I replace drives in arrays one at a time, equally spaced over their
warranty period.  The replacements are larger, and that requires 3-6-month
long balances.  I guess the balance time is going to double every 18
months, which means there will come a point where balance takes longer
than simply waiting for the next replacement drive to make a pair of
disks with unallocated space.  I don't want to change the schedule to
replace 2 drives at a time as that increases the probability of correlated
2-disk failure.

> > If there's data corruption on one disk, btrfs can detect it and replace
> > the lost data from the good copy.
> 
> That's a very good point I should have remembered. FS-agnostic RAID
> depends on drive-level error detection, and being an early TCP/IP guy
> I have always been a fan of end-to-end checks. That said, I can't
> remember EVER having one of my drives silently corrupt data. 

Out of ~120 drive models I've tested, I've only seen 5 spinning drives
that silently corrupt data.  One disk got hot enough to emit blue smoke,
another didn't have the smoky drama but did have obvious bit errors in
its DRAM cache.  The rest were drives with firmware bugs, so all the
instances of specific models had identical issues.

On SD/MMC and below-$50 SSDs, silent data corruption is the most common
failure mode.  I don't think these disks are capable of detecting or
reporting individual sector errors.  I've never seen it happen.  They
either fall off the bus or they have a catastrophic failure and give
an error on every single access.

Some drive-level error events leave scars that look like data corruption
to btrfs, e.g.  if the firmware crashes before it can empty its write
cache, or if the Linux timeout is set too low and the kernel resets the
drive before it completes a write.  That's so common on low-end desktop
drives that I stopped buying them (at least the cheap SSDs weren't slow).

> When one
> failed, I knew it. (Boy, did I know it.)  I can detect silent
> corruption even in my ext4 or xfs file systems because I've been
> experimenting for years with stashing SHA file hashes in an extended
> attribute and periodically verifying them. This originated as a simple
> deduplication tool with the attributes used only as a cache.
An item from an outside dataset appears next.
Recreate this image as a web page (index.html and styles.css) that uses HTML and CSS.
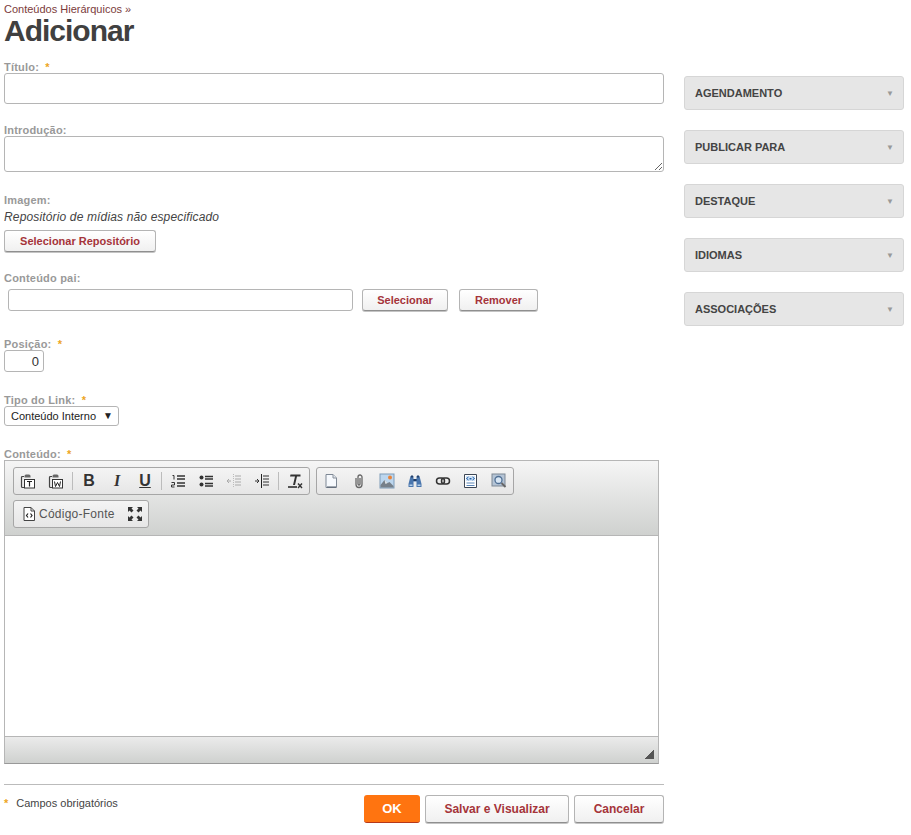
FILE: index.html
```html
<!DOCTYPE html>
<html lang="pt-BR">
<head>
	<meta charset="UTF-8">
	<title>Adicionar</title>
	<link rel="stylesheet" href="styles.css">
</head>
<body>
	<div class="page">
		<div class="main">
			<div class="crumb">Conteúdos Hierárquicos »</div>
			<h1>Adicionar</h1>

			<div class="field short">
				<label>Título: <i class="req">*</i></label>
				<input class="txt big" type="text">
			</div>
			<div class="field">
				<label>Introdução:</label>
				<textarea class="area"></textarea>
			</div>
			<div class="field short">
				<label>Imagem:</label>
				<p class="note">Repositório de mídias não especificado</p>
				<button class="btn wide">Selecionar Repositório</button>
			</div>
			<div class="field tall">
				<label>Conteúdo pai:</label>
				<div class="parent">
					<input class="txt" type="text">
					<button class="btn sel">Selecionar</button>
					<button class="btn rem">Remover</button>
				</div>
			</div>
			<div class="field">
				<label>Posição: <i class="req">*</i></label>
				<input class="txt pos" type="text" value="0">
			</div>
			<div class="field">
				<label>Tipo do Link: <i class="req">*</i></label>
				<div class="combo">
					<select><option>Conteúdo Interno</option></select>
					<span class="combo-arrow">▼</span>
				</div>
			</div>
			<div class="field last">
				<label>Conteúdo: <i class="req">*</i></label>
				<div class="editor">
					<div class="toolbar">
						<div class="group">
							<span class="tb"><svg width="16" height="16" viewBox="0 0 16 16"><path d="M4 3.500H2.500q-1 0-1 1v9q0 1 1 1H4" fill="none" stroke="#444" stroke-width="1.200"/><path d="M4.500 3q0-1.500 1.500-1.500h3Q10.500 1.500 10.500 3v1.500h-6z" fill="#666"/><rect x="4.500" y="6.500" width="10" height="8.500" fill="#fff" stroke="#333"/><path d="M7 8.500h5M9.500 8.500v5" stroke="#222" stroke-width="1.200"/></svg></span>
							<span class="tb"><svg width="16" height="16" viewBox="0 0 16 16"><path d="M4 3.500H2.500q-1 0-1 1v9q0 1 1 1H4" fill="none" stroke="#444" stroke-width="1.200"/><path d="M4.500 3q0-1.500 1.500-1.500h3Q10.500 1.500 10.500 3v1.500h-6z" fill="#666"/><rect x="4.500" y="6.500" width="10" height="8.500" fill="#fff" stroke="#333"/><path d="M6.500 8.500l1 5 2-4 2 4 1-5" fill="none" stroke="#222"/></svg></span>
							<span class="sep"></span>
							<span class="tb letter b">B</span>
							<span class="tb letter it">I</span>
							<span class="tb letter un">U</span>
							<span class="sep"></span>
							<span class="tb"><svg width="16" height="16" viewBox="0 0 16 16"><path d="M2.500 2.500h1.500v4M1.500 9.500h3v2.500h-3v2h3" fill="none" stroke="#333"/><path d="M7 3h8M7 6h8M7 10h8M7 13h8" stroke="#333" stroke-width="1.300"/></svg></span>
							<span class="tb"><svg width="16" height="16" viewBox="0 0 16 16"><circle cx="3.500" cy="4.500" r="2" fill="#333"/><circle cx="3.500" cy="11.500" r="2" fill="#333"/><path d="M7 3.500h8M7 6h8M7 10.500h8M7 13h8" stroke="#333" stroke-width="1.300"/></svg></span>
							<span class="tb"><svg width="16" height="16" viewBox="0 0 16 16"><path d="M1 8h4M3 6L1 8l2 2" fill="none" stroke="#aaa"/><path d="M7.500 1v14" stroke="#bbb" stroke-dasharray="1 1"/><path d="M9 3h6M9 6h6M9 9h6M9 12h6" stroke="#aaa"/></svg></span>
							<span class="tb"><svg width="16" height="16" viewBox="0 0 16 16"><path d="M1 8h4M3 6l2 2-2 2" fill="none" stroke="#333"/><path d="M7.500 1v14" stroke="#222"/><path d="M9 3h6M9 6h6M9 9h6M9 12h6" stroke="#333"/></svg></span>
							<span class="sep"></span>
							<span class="tb"><svg width="16" height="16" viewBox="0 0 16 16"><path d="M3.500 1.500h10v2H10L8 12H6L8 3.500H3z" fill="#333"/><path d="M1 14h9" stroke="#222" stroke-width="1.500"/><path d="M11 10.500l4 4.500M15 10.500l-4 4.500" stroke="#333" stroke-width="1.400"/></svg></span>
						</div>
						<div class="group">
							<span class="tb"><svg width="16" height="16" viewBox="0 0 16 16"><path d="M3 1.500h7l3.500 3.500v9.500H3z" fill="#f6f9fd" stroke="#7d8794"/><path d="M10 1.500V5h3.500" fill="#dfe6ee" stroke="#8a9099"/><path d="M4 14h9" stroke="#4e5866"/></svg></span>
							<span class="tb"><svg width="16" height="16" viewBox="0 0 16 16"><path d="M5 5v6.500a3 3 0 0 0 6 0V4a2 2 0 0 0-4 0v7a1 1 0 0 0 2 0V5" fill="none" stroke="#666" stroke-width="1.300"/></svg></span>
							<span class="tb"><svg width="16" height="16" viewBox="0 0 16 16"><rect x="1" y="1" width="14" height="14" fill="#bcd6ee" stroke="#7e9cb8"/><circle cx="11" cy="4.500" r="2" fill="#e8833a"/><path d="M1.500 14.500V12l4-5 3 3 2-1 4 4v1.500z" fill="#76808a"/><path d="M5.500 7l3 3-2 1z" fill="#e6eaee"/></svg></span>
							<span class="tb"><svg width="16" height="16" viewBox="0 0 16 16"><path d="M3.500 3h3v3h3V3h3l2 8v3H9.500V8.500h-3V14H1.500v-3z" fill="#4a76ad"/><path d="M4 2.500h2v2H4zM10 2.500h2v2h-2z" fill="#24406a"/><path d="M2.500 11.500h3v1.500h-3zM10.500 11.500h3v1.500h-3z" fill="#b6d0ea"/><rect x="6.500" y="6" width="3" height="2" fill="#1f3c66"/></svg></span>
							<span class="tb"><svg width="16" height="16" viewBox="0 0 16 16"><rect x="1.500" y="5" width="8" height="6" rx="3" fill="none" stroke="#333" stroke-width="1.500"/><rect x="6.500" y="5" width="8" height="6" rx="3" fill="none" stroke="#333" stroke-width="1.500"/></svg></span>
							<span class="tb"><svg width="16" height="16" viewBox="0 0 16 16"><path d="M1.500 1.500h12v13h-12z" fill="#fff" stroke="#3d4654"/><path d="M3 3h9v5H3z" fill="#cfe2f6"/><path d="M5.500 4L3.500 5.500 5.500 7M9.500 4l2 1.500-2 1.500" fill="none" stroke="#1f5fa8"/><rect x="6.500" y="5" width="2" height="1.500" fill="#1f5fa8"/><path d="M3.500 10h8M3.500 12.500h8" stroke="#5a86b8"/></svg></span>
							<span class="tb"><svg width="16" height="16" viewBox="0 0 16 16"><rect x="1" y="1" width="13" height="12" fill="#b4c4d6" stroke="#7d8794"/><circle cx="7.500" cy="7" r="3.500" fill="#d8e6f4" stroke="#4f6f94" stroke-width="1.300"/><path d="M10.500 10l4 4" stroke="#666" stroke-width="1.800"/></svg></span>
						</div>
						<div class="group">
							<span class="tb source">
								<svg width="16" height="16" viewBox="0 0 16 16"><path d="M3 1.500h7l3.500 3.500v9.500H3z" fill="#fff" stroke="#444"/><path d="M10 1.500V5h3.500" fill="none" stroke="#444"/><path d="M7 7.500L5.500 9.500 7 11.500M9.500 7.500l1.500 2-1.500 2" fill="none" stroke="#222" stroke-width="1.200"/></svg>
								<span>Código-Fonte</span>
							</span>
							<span class="tb max"><svg width="16" height="16" viewBox="0 0 16 16"><path d="M1 1h5L4.500 2.500 6.500 4.500 4.500 6.500 2.500 4.500 1 6zM15 1v5l-1.500-1.500-2 2-2-2 2-2L10 1zM1 15v-5l1.500 1.500 2-2 2 2-2 2L6 15zM15 15h-5l1.500-1.500-2-2 2-2 2 2L15 10z" fill="#333"/></svg></span>
						</div>
					</div>
					<div class="edit-body"></div>
					<div class="edit-foot"><span class="grip"></span></div>
				</div>
			</div>

			<div class="actions">
				<div class="legend"><i class="req">*</i><span>Campos obrigatórios</span></div>
				<div class="action-btns">
					<button class="btn act ok">OK</button>
					<button class="btn act save">Salvar e Visualizar</button>
					<button class="btn act cancel">Cancelar</button>
				</div>
			</div>
		</div>

		<div class="side">
			<div class="panel"><span>AGENDAMENTO</span><span class="arrow">▼</span></div>
			<div class="panel"><span>PUBLICAR PARA</span><span class="arrow">▼</span></div>
			<div class="panel"><span>DESTAQUE</span><span class="arrow">▼</span></div>
			<div class="panel"><span>IDIOMAS</span><span class="arrow">▼</span></div>
			<div class="panel"><span>ASSOCIAÇÕES</span><span class="arrow">▼</span></div>
		</div>
	</div>
</body>
</html>
```

FILE: styles.css
```css
*{box-sizing:border-box;}
body{margin:0;background:#fff;font-family:"Liberation Sans",Arial,sans-serif;font-size:11px;color:#444;}
.page{display:flex;padding:2px 0 0 4px;}
.main{width:660px;}
.side{width:220px;margin:74px 0 0 20px;display:flex;flex-direction:column;gap:20px;}

.crumb{height:14px;line-height:14px;font-size:11px;color:#7b3b3b;}
h1{margin:0 0 15px;height:30px;line-height:30px;font-size:30px;font-weight:bold;color:#404040;letter-spacing:-1px;}

.field{margin-bottom:22px;}
.field.short{margin-bottom:20px;}
.field.tall{margin-bottom:27px;}
.field.last{margin-bottom:20px;}
label{display:block;height:12px;line-height:12px;font-size:11px;font-weight:bold;color:#999;letter-spacing:.2px;}
.req{font-style:normal;font-weight:bold;color:#eda51e;font-size:11px;line-height:10px;margin-left:3px;}

.txt{display:block;height:22px;border:1px solid #b5b5b5;border-radius:3px;background:#fff;padding:2px 5px;font:12px "Liberation Sans",Arial,sans-serif;color:#333;outline:0;}
.txt.big{width:660px;height:31px;}
.area{display:block;width:660px;height:36px;border:1px solid #b5b5b5;border-radius:3px;padding:3px 5px;outline:0;margin:0;}
.note{margin:4px 0 5px;height:15px;line-height:15px;font-size:12px;font-style:italic;color:#444;letter-spacing:.15px;}

.btn{display:block;height:22px;padding:0;border:1px solid #b4b4b4;border-bottom-color:#8f8f8f;border-radius:3px;background:linear-gradient(#fff,#f0f0f0);font:bold 11px "Liberation Sans",Arial,sans-serif;color:#a5343a;box-shadow:0 1px 0 #c4c4c4;}
.wide{width:152px;}
.parent{display:flex;align-items:flex-start;margin:5px 0 0 4px;}
.parent .txt{width:345px;}
.sel{width:86px;margin-left:9px;}
.rem{width:79px;margin-left:11px;}
.pos{width:40px;text-align:right;font-size:13px;padding:2px 4px;}

.combo{position:relative;width:115px;height:20px;}
.combo select{display:block;width:100%;height:20px;appearance:none;border:1px solid #b5b5b5;border-radius:3px;background:#fff;padding:0 0 0 6px;font:11px "Liberation Sans",Arial,sans-serif;color:#222;outline:0;}
.combo-arrow{position:absolute;right:6px;top:4px;font-size:10px;line-height:11px;color:#222;}

.editor{width:655px;height:304px;border:1px solid #b6b6b6;border-bottom-color:#999;display:flex;flex-direction:column;}
.toolbar{height:75px;padding:6px 8px 0;display:flex;flex-wrap:wrap;align-content:flex-start;gap:5px 6px;background:linear-gradient(#f5f5f5,#cfd1cf);border-bottom:1px solid #b6b6b6;}
.group{display:flex;align-items:center;height:28px;border:1px solid #a6a6a6;border-radius:3px;background:linear-gradient(#f4f4f4,#e6e6e6);}
.tb{display:flex;align-items:center;justify-content:center;width:28px;height:26px;}
.sep{width:5px;height:18px;background:linear-gradient(#bcbcbc,#bcbcbc) center/1px 100% no-repeat;}
.letter{font-size:16px;font-weight:bold;color:#333;}
.it{font-family:"Liberation Serif",serif;font-style:italic;}
.un{text-decoration:underline;}
.source{width:107px;justify-content:flex-start;gap:2px;padding-left:7px;font-size:12px;color:#555;letter-spacing:.25px;}
.source svg{flex:none;}
.source span{white-space:nowrap;}
.max{width:27px;}
.edit-body{flex:1;background:#fff;}
.edit-foot{height:27px;background:linear-gradient(#ebebeb,#cfd1cf);border-top:1px solid #b6b6b6;display:flex;justify-content:flex-end;align-items:flex-end;padding:0 4px 4px 0;}
.grip{width:10px;height:10px;background:linear-gradient(135deg,transparent 50%,#555 50%);}

.actions{border-top:1px solid #bbb;height:44px;display:flex;justify-content:space-between;padding-top:10px;}
.legend{display:flex;gap:8px;margin-top:2px;font-size:11px;color:#444;line-height:12px;}
.legend .req{margin:0;line-height:12px;}
.action-btns{display:flex;gap:5px;}
.act{height:28px;font-size:12px;}
.ok{width:56px;background:#ff7410;border:0;border-bottom:1px solid #b5381a;color:#fff;font-size:13px;box-shadow:none;}
.save{width:144px;}
.cancel{width:90px;}

.panel{height:34px;display:flex;justify-content:space-between;align-items:center;padding:0 9px 0 10px;background:#e6e6e6;border:1px solid #d6d6d6;border-radius:3px;font-size:11px;font-weight:bold;color:#444;}
.arrow{font-size:8px;color:#999;font-weight:normal;}
```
But I
> became intrigued by other uses for file-level hashes, like looking for
> a file on a heterogeneous collection of machines by multicasting its
> hash, and the aforementioned check for silent corruption. (Yes, I know
> btrfs checks automatically, but I won't represent what I'm doing as
> anything but purely experimental.)

Experiment away!  The more redundant hashes, the better.  I found two
btrfs data corruption bugs that way, and the same data makes me confident
that there aren't any more (at least with my current application workload).

> I've never seen a btrfs scrub produce errors either except very
> quickly on one system with faulty RAM, so I was never going to trust
> it with real data anyway. (BTW, I believe strongly in ECC RAM. I can't
> understand why it isn't universal given that it costs little more.)

I've seen one scrub error in a month of testing with a machine that had
known bad RAM.  btrfs had unrecoverable corruption 3 times in the same
interval.

> I'm beginning to think I should look at some of the less tightly
> coupled ways to provide redundant storage, such as gluster.